It’s been just over two decades since musical genius Moses Taiwa Molelekwa, the renowned South African jazz pianist, was found hanged next to the body of his wife, Florence.
Molelekwa was only 27 when he died.
Despite his limited recording career, Molelekwa was acknowledged as a “modern great” by fans and musicians.
With a good ear for music, it was not surprising that Molelekwa widened his musical range by producing some of the hottest South African stars of kwaito music.
Author Phehello Mofokeng has written the first book on Molelekwa – the young genius of jazz.
The book hits the right notes.
The musical life of Molelekwa was one full of promise and unmatched genius. He changed the face of jazz and brought it to his young generation.
The talented pianist had a massive input in shaping kwaito music in ways that no one artist has done to any other genre in South Africa.
Molelekwa was set for greater things when he met his untimely passing.
Following his first book – Sankomota: An Ode in One Album, Mofokeng’s new book, “A Note to Taiwa – A Reflective Essay on the Music of Moses Molelekwa” captures the life of the tormented soul through his music.
The book is published by an independent publisher, Geko Publishing.
By referencing Molelekwa’s first album Finding One’s Self, Mofokeng traces the impeccable trajectory of Molelekwa’s music.
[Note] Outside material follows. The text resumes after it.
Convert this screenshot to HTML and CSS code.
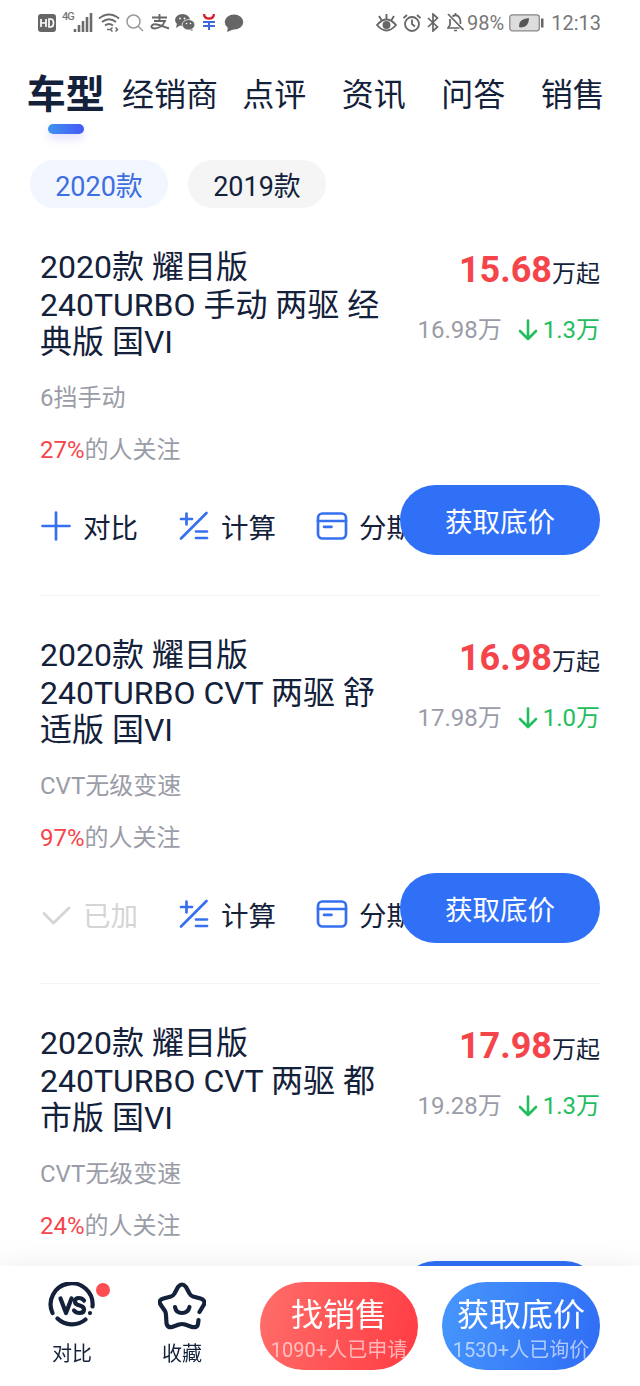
FILE: index.html
```html
<!DOCTYPE html>
<html lang="zh-CN">

<head>
    <meta charset="UTF-8">
    <meta name="viewport" content="width=device-width, initial-scale=1.0">
    <title>车型</title>
    <link rel="stylesheet" href="styles.css">
</head>

<body>
    <!-- iconos compartidos -->
    <svg class="sprite" aria-hidden="true">
        <symbol id="i-plus" viewBox="0 0 30 30">
            <path d="M15 1.5v27M1.5 15h27" />
        </symbol>
        <symbol id="i-check" viewBox="0 0 30 30">
            <path d="M3 14.5l9.500 9.500L28 9" />
        </symbol>
        <symbol id="i-calc" viewBox="0 0 30 30">
            <path d="M27.500 2L2 27.500M7.500 2.500v11M2 8h11M17 20.500h11M17 27h11" />
        </symbol>
        <symbol id="i-card" viewBox="0 0 32 30">
            <rect x="2" y="2.500" width="28" height="25" rx="4.500" />
            <path d="M2 10h28M8 15.800h7.500" />
        </symbol>
        <symbol id="i-down" viewBox="0 0 20 22">
            <path d="M10 1.500v18M2 12l8 8 8-8" />
        </symbol>
    </svg>

    <header class="status">
        <div class="status-left">
            <svg width="19" height="18" viewBox="0 0 19 18">
                <rect width="18" height="18" rx="3" fill="#666" />
                <path d="M3 5v8M3 9h5M8 5v8M11 5v8h1.500q3 0 3-4t-3-4z" fill="none" stroke="#fff" stroke-width="1.700" />
            </svg>
            <span class="net">4G</span>
            <svg class="signal" width="20" height="19" viewBox="0 0 20 19">
                <path d="M2 16v3M6 12v7M10 8v11M14 4v15M18 0v19" stroke="#6b6b6b" stroke-width="2.600" />
            </svg>
            <svg class="wifi" width="22" height="19" viewBox="0 0 22 19" fill="none" stroke="#6b6b6b" stroke-width="2">
                <path d="M1 5.500Q11-2.500 21 5.500M4 9Q11 3.500 18 9M7 12.500Q11 9.500 15 12.500" />
                <path d="M9 16.500h4M14.500 14.500l-2 2 2 2M17.500 14.500l2 2-2 2" stroke-width="1.500" />
            </svg>
            <svg class="search" width="18" height="18" viewBox="0 0 18 18" fill="none" stroke="#999" stroke-width="1.500">
                <circle cx="7.500" cy="7.500" r="6.500" />
                <path d="M12 12l5 5" />
            </svg>
            <svg class="pay" width="20" height="17" viewBox="0 0 20 17" fill="none" stroke="#666" stroke-width="1.900">
                <path d="M2 3.500h15M9.500 0v7M4 7h11Q12 14 5 14.500Q1 14.500 1.500 12Q3 9 9 11T19 14.500" />
            </svg>
            <svg class="wechat" width="20" height="17" viewBox="0 0 20 17" fill="#666">
                <ellipse cx="7.500" cy="6" rx="7.500" ry="6" />
                <path d="M2 9.500L1 14l4-2.500zM17 13l.5 4-4-1.500z" />
                <ellipse cx="13.500" cy="10.800" rx="6.300" ry="5.200" stroke="#fff" stroke-width=".7" />
                <g fill="#fff"><circle cx="5" cy="4.500" r=".9" /><circle cx="9.500" cy="4.500" r=".9" /><circle cx="11.500" cy="9.500" r=".8" /><circle cx="15.500" cy="9.500" r=".8" /></g>
            </svg>
            <svg class="yuan" width="14" height="17" viewBox="0 0 14 17" fill="none" stroke-width="2.300">
                <path d="M2 0Q2.500 4.500 7 4.500T12 0" stroke="#d5202c" />
                <path d="M1 8h12M1 12h12M7 7v9" stroke="#3d66df" stroke-width="2" />
            </svg>
            <svg width="20" height="18" viewBox="0 0 20 18" fill="#666">
                <ellipse cx="10" cy="8" rx="9.300" ry="7.600" />
                <path d="M4 12l-.8 6 7-3z" />
            </svg>
        </div>
        <div class="status-right">
            <svg class="eye" width="21" height="18" viewBox="0 0 21 18" fill="none" stroke="#666" stroke-width="1.900">
                <path d="M1 11Q10.500 0 20 11Q10.500 22 1 11zM10.500 5V0M5.500 6L3 2M15.500 6L18 2" />
                <circle cx="10.500" cy="11" r="3" fill="#666" />
            </svg>
            <svg class="alarm" width="18" height="18" viewBox="0 0 18 18" fill="none" stroke="#666" stroke-width="1.800">
                <circle cx="9" cy="10" r="7" />
                <path d="M9 5.500V10l3 2.500M.5 4L4 1M17.500 4L14 1" />
            </svg>
            <svg class="bt" width="12" height="19" viewBox="0 0 12 19" fill="none" stroke="#666" stroke-width="1.700">
                <path d="M1 5l9.500 9L6 18V1l4.500 4L1 14" />
            </svg>
            <svg class="bell" width="17" height="19" viewBox="0 0 17 19" fill="none" stroke="#666" stroke-width="1.700">
                <path d="M1 1l15.500 16M5.500 3.500Q8.500 1 11.500 3.500Q13.500 5 13.500 11M3 6V12L1 15h11.500M7 17.500h3M8.500 0v2" />
            </svg>
            <span>98%</span>
            <svg class="battery" width="35" height="18" viewBox="0 0 35 18">
                <rect x=".8" y=".8" width="29.500" height="16" rx="2.500" fill="#ddd" stroke="#888" stroke-width="1.300" />
                <rect x="32" y="4.500" width="2.500" height="9" fill="#666" />
                <path d="M10 13Q9 5 20 4Q20 13 12 13.500z" fill="#555" />
            </svg>
            <span>12:13</span>
        </div>
    </header>

    <nav class="tabs">
        <a class="tab active">车型</a>
        <a class="tab wide">经销商</a>
        <a class="tab">点评</a>
        <a class="tab">资讯</a>
        <a class="tab">问答</a>
        <a class="tab">销售</a>
    </nav>

    <div class="years">
        <button class="year selected">2020款</button>
        <button class="year">2019款</button>
    </div>

    <main class="lista">
        <article class="item">
            <div class="top">
                <h2>2020款 耀目版 240TURBO 手动 两驱 经典版 国VI</h2>
                <div class="prices">
                    <p class="price"><b>15.68</b>万起</p>
                    <p class="guide">16.98万 <span class="drop"><svg><use href="#i-down" /></svg>1.3万</span></p>
                </div>
            </div>
            <p class="gear">6挡手动</p>
            <p class="follow"><em>27%</em>的人关注</p>
            <div class="actions">
                <div class="tools">
                    <span class="tool"><svg><use href="#i-plus" /></svg>对比</span>
                    <span class="tool"><svg><use href="#i-calc" /></svg>计算</span>
                    <span class="tool"><svg><use href="#i-card" /></svg>分期</span>
                </div>
                <button class="ask">获取底价</button>
            </div>
        </article>

        <article class="item">
            <div class="top">
                <h2>2020款 耀目版 240TURBO CVT 两驱 舒适版 国VI</h2>
                <div class="prices">
                    <p class="price"><b>16.98</b>万起</p>
                    <p class="guide">17.98万 <span class="drop"><svg><use href="#i-down" /></svg>1.0万</span></p>
                </div>
            </div>
            <p class="gear">CVT无级变速</p>
            <p class="follow"><em>97%</em>的人关注</p>
            <div class="actions">
                <div class="tools">
                    <span class="tool added"><svg><use href="#i-check" /></svg>已加</span>
                    <span class="tool"><svg><use href="#i-calc" /></svg>计算</span>
                    <span class="tool"><svg><use href="#i-card" /></svg>分期</span>
                </div>
                <button class="ask">获取底价</button>
            </div>
        </article>

        <article class="item">
            <div class="top">
                <h2>2020款 耀目版 240TURBO CVT 两驱 都市版 国VI</h2>
                <div class="prices">
                    <p class="price"><b>17.98</b>万起</p>
                    <p class="guide">19.28万 <span class="drop"><svg><use href="#i-down" /></svg>1.3万</span></p>
                </div>
            </div>
            <p class="gear">CVT无级变速</p>
            <p class="follow"><em>24%</em>的人关注</p>
            <div class="actions">
                <div class="tools"></div>
                <button class="ask"></button>
            </div>
        </article>
    </main>

    <footer class="bottom">
        <a class="shortcut">
            <svg width="48" height="48" viewBox="0 0 48 48">
                <path d="M4.500 31A21 21 0 1 1 44.500 24.500M9.500 36.500A21 21 0 0 0 37.500 37.500M42 31v.1" />
                <path d="M12.500 16.500L18 31L23.500 16.500M36 18.500Q34 16 31 16Q27 16 27 19.500Q27 22.500 31 23.300Q36 24.500 36 27.500Q36 31 31.500 31Q28 31 26 28.500" />
            </svg>
            <span>对比</span>
            <i class="dot"></i>
        </a>
        <a class="shortcut">
            <svg width="48" height="48" viewBox="0 0 48 48">
                <path d="M41.500 30L46 22.500Q47.500 18 42.500 16.500L35 14.500Q33 14 31.500 11.500L28 5Q24 0 20 5L16.500 11.500Q15 14 13 14.500L5.500 16.500Q0 18 2.500 22.500L7 29Q8 31 8 33L8.500 41.500Q9.500 46 14 45L21 42.500Q24 41.500 27 42.500L34 45Q39.500 46 40 42L40.500 38" />
                <path d="M17 25Q18 31 24 31T31.500 25" />
            </svg>
            <span>收藏</span>
        </a>
        <button class="big red">找销售<small>1090+人已申请</small></button>
        <button class="big blue">获取底价<small>1530+人已询价</small></button>
    </footer>
</body>

</html>
```

FILE: styles.css
```css
* {
    box-sizing: border-box;
}

body {
    margin: 0;
    width: 640px;
    height: 1386px;
    overflow: hidden;
    background-color: #fff;
    color: #14213a;
    font-family: Roboto, 'Noto Sans CJK SC', sans-serif;
}

h2,
p {
    margin: 0;
    font-weight: 400;
}

button {
    border: none;
    padding: 0;
    font-family: inherit;
    color: inherit;
}

svg {
    flex: none;
}

.sprite {
    display: none;
}

/* barra de estado */
.status {
    display: flex;
    justify-content: space-between;
    height: 45px;
    padding: 0 39px 0 38px;
    color: #777;
    font-size: 20px;
}

.status-left,
.status-right {
    display: flex;
    align-items: center;
}

.net {
    font-size: 11px;
    font-weight: 500;
    line-height: 12px;
    margin: 0 0 11px 5px;
    width: 11px;
    letter-spacing: -1px;
}

.wifi {
    margin-left: 5px;
}

.search {
    margin-left: 6px;
}

.pay {
    margin-left: 6px;
}

.wechat {
    margin-left: 5px;
}

.yuan {
    margin: 0 8px 0 7px;
}

.alarm {
    margin-left: 6px;
}

.bt {
    margin-left: 6px;
}

.bell {
    margin: 0 3px 0 8px;
}

.battery {
    margin: 0 7px 0 5px;
}

/* pestañas */
.tabs {
    display: flex;
    height: 101px;
    padding-left: 16px;
}

.tab {
    display: flex;
    justify-content: center;
    width: 99.5px;
    height: 101px;
    font-size: 32px;
    line-height: 101px;
    white-space: nowrap;
}

.tab.wide {
    width: 109px;
}

.tab.active {
    flex-direction: column;
    justify-content: flex-start;
    align-items: center;
    font-size: 39px;
    font-weight: 700;
}

.tab.active::after {
    content: '';
    flex: none;
    width: 36px;
    height: 10px;
    margin-top: -22px;
    border-radius: 5px;
    background: linear-gradient(90deg, #3f93f0, #4659f5);
    box-shadow: 0 5px 8px rgba(110, 80, 245, 0.18);
}

.years {
    display: flex;
    gap: 20px;
    padding: 14px 30px 0;
}

.year {
    width: 138px;
    height: 48px;
    border-radius: 24px;
    background-color: #f5f5f5;
    font-size: 27px;
}

.year.selected {
    background-color: #f1f6ff;
    color: #3f6ee0;
}

/* lista de modelos */
.item {
    height: 388px;
    margin: 0 40px;
    padding-top: 41px;
    border-bottom: 1px solid #f3f3f3;
}

.top {
    display: flex;
    justify-content: space-between;
}

h2 {
    width: 345px;
    font-size: 32px;
    line-height: 37.5px;
}

.prices {
    text-align: right;
    white-space: nowrap;
}

.price {
    font-size: 24px;
    line-height: 42px;
}

.price b {
    color: #f5444a;
    font-size: 36px;
}

.guide {
    display: flex;
    justify-content: flex-end;
    align-items: center;
    margin-top: 19px;
    color: #9a9ca8;
    font-size: 24px;
    line-height: 32px;
}

.drop {
    display: flex;
    align-items: center;
    margin-left: 16px;
    color: #22bd5d;
}

.drop svg {
    width: 20px;
    height: 22px;
    margin-right: 5px;
    fill: none;
    stroke: #22bd5d;
    stroke-width: 2.6;
    stroke-linecap: round;
    stroke-linejoin: round;
}

.gear,
.follow {
    color: #9a9ca8;
    font-size: 24px;
    line-height: 32px;
}

.gear {
    margin-top: 20px;
}

.follow {
    margin-top: 20px;
}

.follow em {
    color: #f5444a;
    font-style: normal;
}

.actions {
    display: flex;
    margin-top: 19px;
}

.tools {
    display: flex;
    align-items: center;
    width: 360px;
    height: 82px;
    white-space: nowrap;
}

.tool {
    display: flex;
    flex: none;
    align-items: center;
    width: 138px;
    font-size: 27.5px;
}

.tool svg {
    width: 32px;
    height: 30px;
    margin-right: 11px;
    fill: none;
    stroke: #3670f0;
    stroke-width: 2.7;
    stroke-linecap: round;
}

.added {
    color: #d5d5d5;
}

.added svg {
    stroke: #d5d5d5;
}

.ask {
    position: relative;
    flex: none;
    width: 200px;
    height: 70px;
    border-radius: 35px;
    background-color: #3070f7;
    color: #fff;
    font-size: 27.5px;
}

/* barra inferior */
.bottom {
    position: fixed;
    left: 0;
    bottom: 0;
    display: flex;
    width: 640px;
    height: 120px;
    padding: 16px 40px 0 17px;
    background-color: #fff;
    box-shadow: 0 0 32px rgba(0, 0, 0, 0.08);
}

.shortcut {
    position: relative;
    display: flex;
    flex-direction: column;
    align-items: center;
    width: 110px;
    font-size: 20px;
}

.shortcut svg {
    margin-bottom: 9px;
    fill: none;
    stroke: #14213a;
    stroke-width: 4.2;
    stroke-linecap: round;
    stroke-linejoin: round;
}

.shortcut span {
    line-height: 30px;
}

.dot {
    position: absolute;
    top: 1px;
    right: 17px;
    width: 14px;
    height: 14px;
    border-radius: 50%;
    background-color: #fc4e50;
}

.big {
    display: flex;
    flex-direction: column;
    align-items: center;
    width: 158px;
    height: 88px;
    padding-top: 12px;
    border-radius: 44px;
    color: #fff;
    font-size: 32px;
    line-height: 42px;
    white-space: nowrap;
}

.big small {
    font-size: 20px;
    line-height: 28px;
    opacity: 0.6;
}

.red {
    margin-left: 23px;
    background: linear-gradient(105deg, #ff6e6a, #ff3b42);
}

.blue {
    margin-left: 24px;
    background: linear-gradient(105deg, #4797fc, #2f6cf5);
}
```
Mofokeng’s inquiry on Molelekwa’s music and its effect on South Africa’s music industry in the late 1990s and early 2000s.
Mofokeng goes into detail about the jazz idioms and motifs employed by Molelekwa to open his musical account that became globally relevant while remaining rooted in the continent.
Mofokeng uses kwaito intentionally because it points to Molelekwa’s outstanding musical expansiveness even though he was rooted in jazz.
“His involvement in the music of the people – both jazz and kwaito – Molelekwa brings the working-class blacks closer to the altar of jazz, even if only by distant association, enabling him to break ontological boundaries imposed by critics, cataloguists and the ‘jazz establishment.'”
Mofokeng references essential writers such as Amiri Baraka, Adorno and Allan Ginsberg, who saw themselves at the crossroads of a cultural revolution in the US.
He positions Molelekwa’s music as a response to “the question of “why jazz matters” posed by Leroi Jones (Amiri Baraka).”
The book is a referential material that borrows from Bebey, Baraka, Hrebeniak and Porter, other jazz scholars and its influence on the continent’s music.
It also indicates how Africa – as the root of all the founders of jazz – remains the spiritual home of the genre and why Molelekwa’s flavour of jazz found its place in the apex of the genre at the turn of the century.
A Note to Taiwa – A Reflective Essay on the Music of Moses Molelekwa is a worthwhile addition to the body of the intellectual and cultural production by black Africans in South Africa.
Written with a tender passion for music and immaculate analysis, A Note to Moses will make you listen to while pondering what heights Molelekwa could have scaled
A Note to Taiwa – A Reflective Essay on the Music of Moses Molelekwa is available at most major retailers in South Africa.